It could be speculated that 5-HT and OT-based interventions have the joint potential to contribute to treating EDs or prevention in at-risk individuals by optimizing the functioning of brain regions involved in social rewards and emotion regulation, such as the prefrontal cortex, amygdala, and brainstem. However, refinement of methodologies and a thorough investigation of the intranasal pharmacodynamics are necessary.

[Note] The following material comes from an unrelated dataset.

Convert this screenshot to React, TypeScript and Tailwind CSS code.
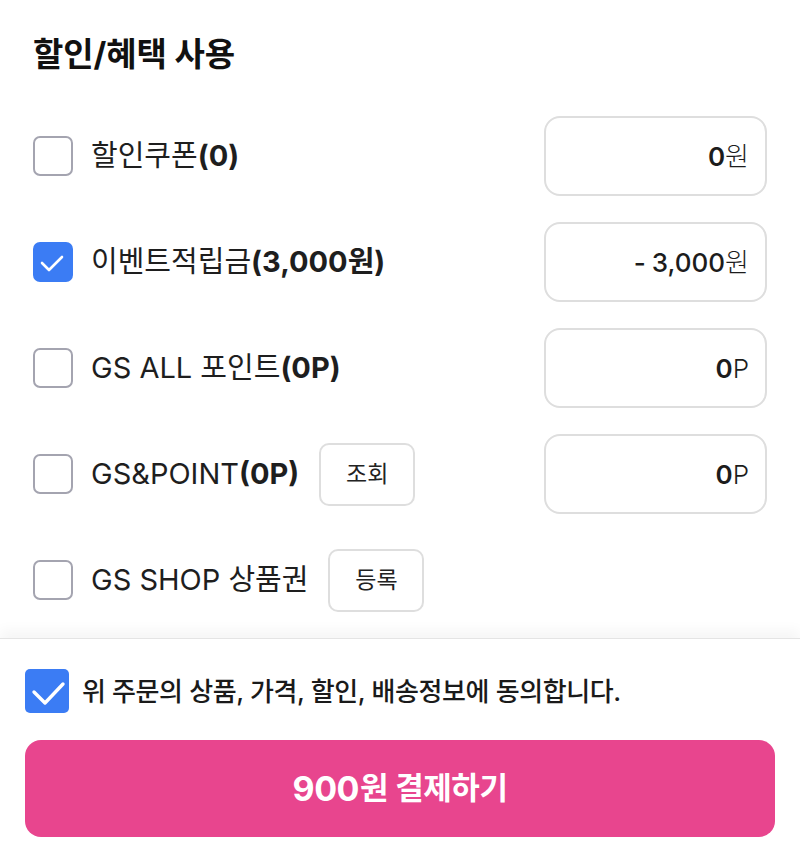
import type { ReactNode } from "react"

const FONT = { fontFamily: '"Inter", "Noto Sans CJK KR", sans-serif' }

function CheckBox({ checked }: { checked: boolean }) {
  if (checked) {
    return (
      <div className="flex h-[40px] w-[40px] shrink-0 items-center justify-center rounded-[7px] bg-[#3b7cf4]">
        <svg width="40" height="40" viewBox="0 0 40 40" fill="none">
          <path d="M9 21 L16 28 L29 15" stroke="white" strokeWidth="2.6" strokeLinecap="round" strokeLinejoin="round" />
        </svg>
      </div>
    )
  }
  return <div className="h-[40px] w-[40px] shrink-0 rounded-[7px] border-2 border-[#a4a4b0] bg-white" />
}

function ValueBox({ children }: { children: ReactNode }) {
  return (
    <div className="flex h-[80px] w-[223px] items-center justify-end rounded-[16px] border-2 border-[#dedede] pr-[16px] text-[26px] text-[#1c1c1c]">
      {children}
    </div>
  )
}

function SmallButton({ label, className }: { label: string; className?: string }) {
  return (
    <button
      type="button"
      className={`flex h-[63px] w-[96px] items-center justify-center rounded-[10px] border-2 border-[#dedede] bg-white text-[23px] text-[#222] ${className ?? ""}`}
    >
      {label}
    </button>
  )
}

interface Row {
  checked: boolean
  label: ReactNode
  action?: string
  value?: ReactNode
}

const rows: Row[] = [
  {
    checked: false,
    label: (
      <>
        할인쿠폰<b className="font-bold">(0)</b>
      </>
    ),
    value: (
      <>
        <b className="font-semibold">0</b>
        <span className="font-light">원</span>
      </>
    ),
  },
  {
    checked: true,
    label: (
      <>
        이벤트적립금<b className="font-bold">(3,000원)</b>
      </>
    ),
    value: (
      <>
        <span className="mr-[6px] font-medium">-</span>
        <span className="font-medium">3,000</span>
        <span className="font-light">원</span>
      </>
    ),
  },
  {
    checked: false,
    label: (
      <>
        GS ALL 포인트<b className="font-bold">(0P)</b>
      </>
    ),
    value: (
      <>
        <b className="font-semibold">0</b>
        <span className="font-light">P</span>
      </>
    ),
  },
  {
    checked: false,
    label: (
      <>
        GS&amp;POINT<b className="font-bold">(0P)</b>
      </>
    ),
    action: "조회",
    value: (
      <>
        <b className="font-semibold">0</b>
        <span className="font-light">P</span>
      </>
    ),
  },
  {
    checked: false,
    label: <>GS SHOP 상품권</>,
    action: "등록",
  },
]

export default function App() {
  return (
    <div className="flex h-[841px] w-[800px] flex-col bg-white" style={FONT}>
      <div className="px-[33px]">
        <h2 className="pt-[34px] text-[33px] font-bold leading-[40px] tracking-[-0.1px] text-[#111]">
          할인/혜택 사용
        </h2>

        <div className="mt-[42px] flex flex-col gap-[26px]">
          {rows.map((row, i) => (
            <div key={i} className="flex h-[80px] items-center justify-between">
              <div className="flex items-center">
                <CheckBox checked={row.checked} />
                <span className="ml-[18px] text-[29px] tracking-[0px] text-[#1e1e1e]">{row.label}</span>
                {row.action && <SmallButton label={row.action} className="ml-[20px]" />}
              </div>
              {row.value && <ValueBox>{row.value}</ValueBox>}
            </div>
          ))}
        </div>
      </div>

      <div className="mt-[18px] flex-1 border-t border-[#e4e4e4] px-[25px] pt-[30px] shadow-[0_-8px_12px_rgba(0,0,0,0.04)]">
        <div className="flex items-center">
          <div className="flex h-[44px] w-[44px] shrink-0 items-center justify-center rounded-[5px] bg-[#3b7cf4]">
            <svg width="44" height="44" viewBox="0 0 44 44" fill="none">
              <path d="M9 23 L20 34 L38 15" stroke="white" strokeWidth="3.4" strokeLinecap="round" strokeLinejoin="round" />
            </svg>
          </div>
          <span className="ml-[13px] text-[26px] font-medium tracking-[-0.4px] text-[#1a1a1a]">
            위 주문의 상품, 가격, 할인, 배송정보에 동의합니다.
          </span>
        </div>

        <button
          type="button"
          className="mt-[27px] flex h-[97px] w-full items-center justify-center rounded-[16px] bg-[#e8458e] text-white"
        >
          <span className="text-[34px] font-bold tracking-[-0.5px]">900</span>
          <span className="ml-[1px] text-[31px] font-semibold tracking-[-0.5px]">원 결제하기</span>
        </button>
      </div>
    </div>
  )
}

Conclusion and avenues for future research

It is clear that EDs are highly multifactorial, involving numerous neurobiological substrates. As such, alterations in 5-HT, OT, and their interaction likely explain only a small fraction of the variance in ED risk for a given individual. Overall, this review highlights the importance of acknowledging the reciprocal interaction between well-studied neurobiological substrates of EDs such as 5-HT and OT. Furthermore, synthesizing relevant animal and human studies’ findings, the present review illustrated the importance of future translational research in EDs that integrates basic animal experiments with applied research in clinical populations. As such, developing more refined animal models of EDs and new methodologies to study peripheral and central 5-HT or OT in humans would be an important step forward to better understand the clinical relevance of joint administration of serotonergic and oxytocinergic drugs as a possible therapeutic or preventive intervention for EDs. Considering the clinical heterogeneity of EDs, future work also needs to consider the role of demographic and clinical factors such as sex, diagnostic status, illness duration, and psychiatric comorbidities to understand how 5-HT and OT affect (or reduce) the ultimate expression of ED-related cognitions, affect, and behaviors.